小島友実さんの著書「馬場のすべて教えます~JRA全コース徹底解説~」を読んだ。グリーンチャンネル「徹底リサーチ! 平成競走馬進化論」や「潜入!馬場管理の舞台裏」で番組MCを務め、独自の切り口で競馬の魅力を伝えてきた著者。その馬場研究をまとめ、2015年に出版されたのが本書となる。
競馬は勝つ事、着順を競うスポーツ。ペース影響もあるが、同時に馬場状態が重要となる。自分が使っている西田式スピード指数に限らず、指数派の人たちは馬場差を考慮、計算に入れて予想している。
今回、この本を読み始めた理由は二つ。先のグリーンチャンネルの番組で興味を持った事。そして昨年11月の京都開催以降で馬場差(馬場指数)が急激に悪化した事だ。そしてこの本を読んでその謎は氷解した。
これまで京都競馬場の芝コースは路盤排水効率が良く、当日雨の馬場悪化を除き比較的好条件で施行できていた。馬場指数をみてもそれが受け取れる。しかし昨年の台風以降、それに伴う豪雨はこれまでの馬場(芝)悪化と回復のサイクルを超えるものだったと推測する。そして今開催もその影響が残っていた。
京都では他場で普及しているエクイターフを導入していない点(2015年本著発行時)も大きい。JRAのHPでも言及されていないため実態は判らないが、現時点も使っていないと推測する。エクイターフは日本の土壌、環境にあった耐久性のある芝。オーバーシードと共に冬場であっても緑のターフ、安全性を支えている。
元々京都はオーバーシード中心の対策で、本格的な芝の張替えが行える春開催後まで手を付ける事ができない。たぶん今年の春の天皇賞は例年以上にパワーを要求される事だろう。当たり前なのだが、どの競馬場も夏を前に芝を張替える。その点で芝の選定、最終開催の有利不利も出てくるのだ。
なお京都競馬場は今年の春開催を終えると長期工事(2023年3月終了)に入るが、昨秋の状況を踏まえた路盤改修がなされるのでは、と思う。
そうして思い出すのは競馬を始めた90年代初頭。メジロマックイーンとトウカイテイオー、春の天皇賞2強対決。芝と呼ぶには剥がれまくっていた直線。テイオーが伸びあぐね、スタミナの勝るマックイーンが圧勝した。もし今の馬場管理レベルだったら、あそこまでの差になっただろうか。テイオーは戦後に骨折を免れていたかもしれない。本著を読むととにかく馬場管理の進化に驚かされる。
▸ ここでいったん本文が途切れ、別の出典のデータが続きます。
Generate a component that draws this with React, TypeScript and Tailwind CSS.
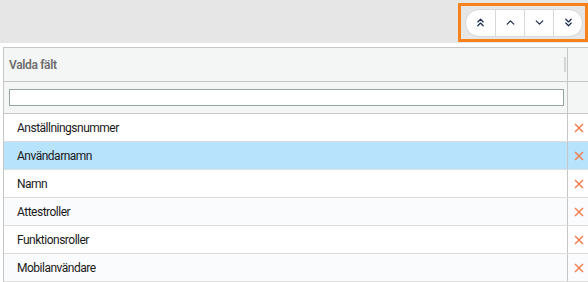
import { ChevronDown, ChevronUp, ChevronsDown, ChevronsUp } from "lucide-react";

const fields = [
	"Anställningsnummer",
	"Användarnamn",
	"Namn",
	"Attestroller",
	"Funktionsroller",
	"Mobilanvändare",
];

const selected = 1;

function RemoveIcon() {
	return (
		<svg width="10" height="10" viewBox="0 0 10 10" className="text-[#f2804f]">
			<path d="M1 1 L9 9 M9 1 L1 9" stroke="currentColor" strokeWidth="1.5" />
		</svg>
	);
}

export default function App() {
	const moveButtons = [ChevronsUp, ChevronUp, ChevronDown, ChevronsDown];

	return (
		<div className="w-[588px] h-[282px] overflow-hidden bg-white font-['Roboto',sans-serif] text-[12px]">
			<div className="h-[43px] bg-[#e6e6e6] flex justify-end items-start pt-[3px]">
				<div className="w-[130px] h-[39px] border-[3px] border-[#f7821b] flex items-center pl-[4px]">
					<div className="flex h-[28px] bg-white rounded-full border border-[#d8d8d8] overflow-hidden">
						{moveButtons.map((Icon, i) => (
							<button
								key={i}
								className={`w-[29px] flex items-center justify-center text-[#1f2d4d] ${i > 0 ? "border-l border-[#d8d8d8]" : ""}`}
							>
								<Icon size={13} strokeWidth={2.3} />
							</button>
						))}
					</div>
				</div>
			</div>

			<div className="mt-[4px] ml-[3px] w-[600px] border-t border-l border-[#c6c6c6]">
				<div className="flex h-[34px] bg-[#f4f5f5] border-b border-[#c6c6c6]">
					<div className="w-[563px] relative flex items-center pl-[5px] text-[12px] text-[#6d6d6d] font-semibold tracking-[-0.35px]">
						Valda fält
						<div className="absolute right-[1px] top-[9px] h-[15px] w-[2px] bg-[#d6d6d6]" />
					</div>
					<div className="flex-1 border-l border-[#c6c6c6]" />
				</div>
				<div className="flex h-[32px] bg-[#f4f5f5] border-b border-[#c6c6c6]">
					<div className="w-[563px] relative flex items-center pl-[5px] pr-[3px]">
						<input className="w-full h-[17px] bg-white border border-[#98a3a3] outline-none" />
					</div>
					<div className="flex-1 border-l border-[#c6c6c6]" />
				</div>
				{fields.map((name, i) => (
					<div
						key={name}
						className={`flex h-[28px] border-b border-[#dedede] ${i === selected ? "bg-[#b8e3fc]" : i % 2 === 1 ? "bg-[#fafbfd]" : "bg-white"}`}
					>
						<div className="w-[563px] flex items-center pl-[13px] text-[#1a1a1a] tracking-[-0.5px]">
							{name}
						</div>
						<div className="flex-1 border-l border-[#c6c6c6] flex items-center pl-[6px]">
							<RemoveIcon />
						</div>
					</div>
				))}
			</div>
		</div>
	);
}
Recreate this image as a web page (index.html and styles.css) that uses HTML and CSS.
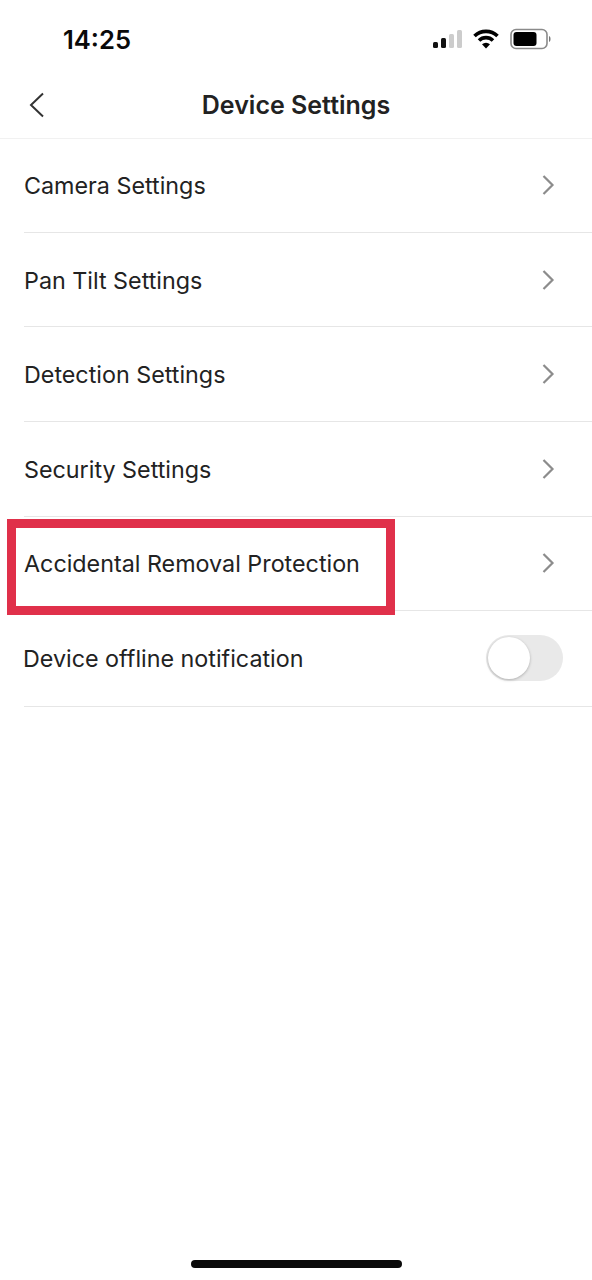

閑話休題。先のエクイターフ、そしてバーチドレン等のエアレーションに言及。レースの安全性、公正性、全能力を発揮できる事を目指す改良の経緯が興味深い。特にファンの間で議論されるのが、芝の硬さ。硬いから速いのではなく、あくまで走りやすいから。今や日本競馬の芝の硬さは欧州並み。細かな指摘は本著に譲るが巻末の座談会で、ロンシャンを目指すなら前哨戦を使う長期滞在を薦める声は見逃せない。
また芝コースに限らず、ダートコースにも触れ、路盤状況、開催日のコースメンテ事情等、実に読み応えがある。また改めてコース解説を読むと、色々と思い知らされる。ジョッキー、競走馬、そして馬場造園課の皆さんって凄いよ。そして本当に競馬は奥が深い。アムロじゃないけど、うちの子供に「オヤジが熱中になるわけだ」と言われそう。
本著はそんな競馬オヤジ、競馬沼にハマった方にお薦めしたい。